2. Tidak bisa freelance
Berbeda dengan sales kartu kredit, asuransi atau
perumahan, sales pasar modal tidak bisa
dijadikan sambilan. Saya pernah menjumpai seorang sales sekuritas swasta yang mencoba freelance, tapi ia tidak bertahan lama.
Seorang sales pasar modal harus lulus ujian
Waperd/WPPE, yang menyulitkan seorang tenaga pemasaran bekerja. Si sales pun harus diikat menjadi pegawai
kantoran 9 to 5.
3. Nasabah harus dilatih dan dimaintain terus menerus
Sekali mendapatkan
seorang nasabah, sales harus menginformasikan berbagai berita dan perkembangan
bursa efek nyaris setiap hari. Sales mobil atau rumah memang melakukannya juga.

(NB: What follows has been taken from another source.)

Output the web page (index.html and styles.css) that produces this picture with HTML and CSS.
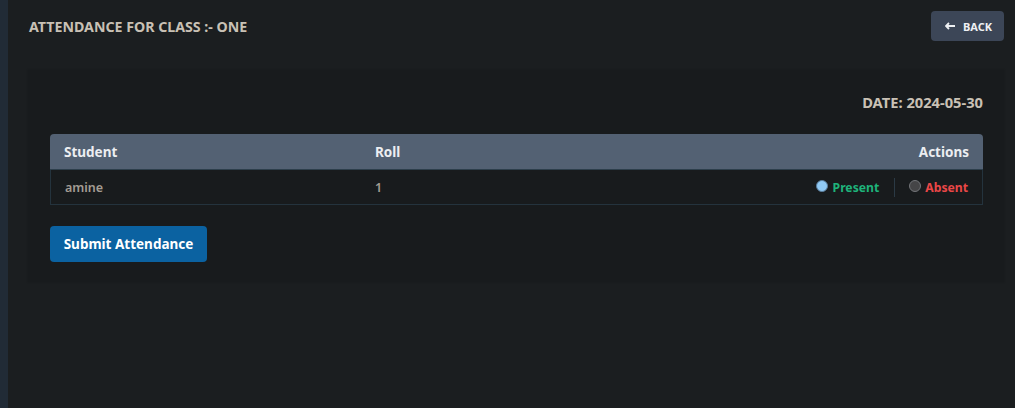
FILE: index.html
```html
<!DOCTYPE html>
<html>
<head>
<meta charset="utf-8">
<link rel="stylesheet" href="styles.css">
</head>
<body>
<div class="layout">
  <div class="sidebar"></div>
  <main class="main">
    <div class="topbar">
      <h1 class="title">ATTENDANCE FOR CLASS :- ONE</h1>
      <button class="back-btn"><svg class="arrow" width="10" height="8" viewBox="0 0 10 8"><path d="M10 4H2M4 1L1 4l3 3" fill="none" stroke="#eef0f3" stroke-width="1.8"/></svg>BACK</button>
    </div>
    <section class="card">
      <div class="date">DATE: 2024-05-30</div>
      <table class="table">
        <thead>
          <tr>
            <th class="col-student">Student</th>
            <th class="col-roll">Roll</th>
            <th class="col-actions">Actions</th>
          </tr>
        </thead>
        <tbody>
          <tr>
            <td class="col-student">amine</td>
            <td class="col-roll">1</td>
            <td class="col-actions">
              <div class="actions">
                <label class="opt present"><span class="radio checked"></span>Present</label>
                <span class="sep"></span>
                <label class="opt absent"><span class="radio"></span>Absent</label>
              </div>
            </td>
          </tr>
        </tbody>
      </table>
      <button class="submit-btn">Submit Attendance</button>
    </section>
  </main>
</div>
</body>
</html>
```
FILE: styles.css
```css
* { box-sizing: border-box; }
html, body {
  margin: 0;
  height: 100%;
  background: #1b1e20;
  font-family: "Noto Sans", "Open Sans", sans-serif;
}
.layout {
  display: flex;
  min-height: 408px;
}
.sidebar {
  width: 8px;
  background: #212b36;
  flex: none;
}
.main {
  flex: 1;
  padding: 11px 11px 0 20px;
}
.topbar {
  display: flex;
  justify-content: space-between;
  align-items: center;
  height: 30px;
}
.title {
  margin: 0 0 0 1px;
  font-size: 14.2px;
  font-weight: 700;
  color: #c9c1b5;
  letter-spacing: 0;
}
.back-btn {
  height: 30px;
  width: 73px;
  border: none;
  border-radius: 4px;
  background: #3c4657;
  color: #eef0f3;
  font-family: inherit;
  font-size: 11px;
  font-weight: 700;
  padding: 0 0 0 2px;
  display: flex;
  align-items: center;
  justify-content: center;
  gap: 8px;
}
.arrow { display: block; }
.card {
  margin-top: 29px;
  background: #181b1d;
  padding: 22px 21px 20px 22px;
  box-shadow: 0 0 2px rgba(0,0,0,0.2);
}
.date {
  text-align: right;
  font-size: 14.7px;
  font-weight: 700;
  color: #c9c1b5;
  line-height: 20px;
}
.table {
  margin-top: 22px;
  width: 100%;
  border-collapse: separate;
  border-spacing: 0;
}
.table th {
  background: #536173;
  color: #eceef1;
  font-size: 13.5px;
  font-weight: 700;
  height: 36px;
  text-align: left;
  padding: 0 14px;
  border-bottom: 1px solid #2d3f4c;
}
.table th:first-child { border-top-left-radius: 4px; }
.table th:last-child { border-top-right-radius: 4px; }
.table td {
  height: 35px;
  padding: 0 14px;
  font-size: 12.5px;
  font-weight: 600;
  color: #a39d93;
  border-bottom: 1px solid #24333d;
}
.table td:first-child { border-left: 1px solid #24333d; padding-left: 14px; }
.table td:last-child { border-right: 1px solid #24333d; }
.col-student { width: 311px; }
.table th.col-actions, .table td.col-actions { text-align: right; }
.actions {
  display: flex;
  justify-content: flex-end;
  align-items: center;
}
.opt {
  display: flex;
  align-items: center;
  gap: 5px;
  font-size: 12.2px;
  font-weight: 700;
}
.absent { gap: 4px; }
.present { color: #1eb37a; }
.absent { color: #ea4747; }
.radio {
  width: 12px;
  height: 12px;
  border-radius: 50%;
  background: #454547;
  border: 1px solid #727478;
  margin-top: -3px;
}
.radio.checked {
  background: #90c9f4;
  border: 1.5px solid #5a7d9c;
}
.sep {
  width: 1px;
  height: 19px;
  background: #2b3a45;
  margin: 0 14px 0 15px;
}
.submit-btn {
  margin-top: 21px;
  display: block;
  height: 36px;
  width: 157px;
  border: none;
  border-radius: 4px;
  background: #0b62a1;
  color: #ffffff;
  font-family: inherit;
  font-size: 13.5px;
  font-weight: 700;
  padding: 0;
}
```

Tapi jumlah mobil atau rumah yang harganya harus dipantau tidak sebanyak reksadana
atau saham LQ45 di bursa.
4. Acara promosi harus membayar
Kecuali acara
bulanan yang dilakukan Pusat Informasi Pasar Modal, 70% acara promosi atau
sosialisasi yang berhubungan dengan pasar modal, entah roadshow, launching, promo, dan
lain-lain) mewajibkan investor untuk membeli tiket seharga lebih dari 30ribu. Tiket
memang berguna buat menyari peminat dari orang iseng. Tapi apa gunanya promo
atau sosialisasi kalau orang-orang yang tidak tahu apa-apa tidak boleh masuk?
5. Tidak pernah ada pemasaran over-the-line
Pernah lihat
pemasaran khusus ORI, reksadana, saham di televisi? Pernah dengar di radio popular
yang pendengarnya puluhan ribu per jam? Sangat jarang atau belum pernah kan? Satu-satunya
wealth management yang gencar
beriklan di media elektronik hanyalah Manulife. Manajer investasi atau
sekuritas lain hanya beriklan kalau ada acara khusus investasi atau financial planning. Dan iklan-iklannya
sama sekali tidak menarik ataupun informatif.
Setiap manajer investasi, sekuritas
atau bank tiap kali ditanya kenapa kurang gencar memasarkan produk pasar modal
ke khalayak umum pasti berkilah ketiadaan anggaran iklan atau tipisnya margin
keuntungan produk sekuritas. Kalau alasan tersebut benar, kenapa Manulife dan
BNP Paribas bisa beriklan gencar dan tetap meraup untung?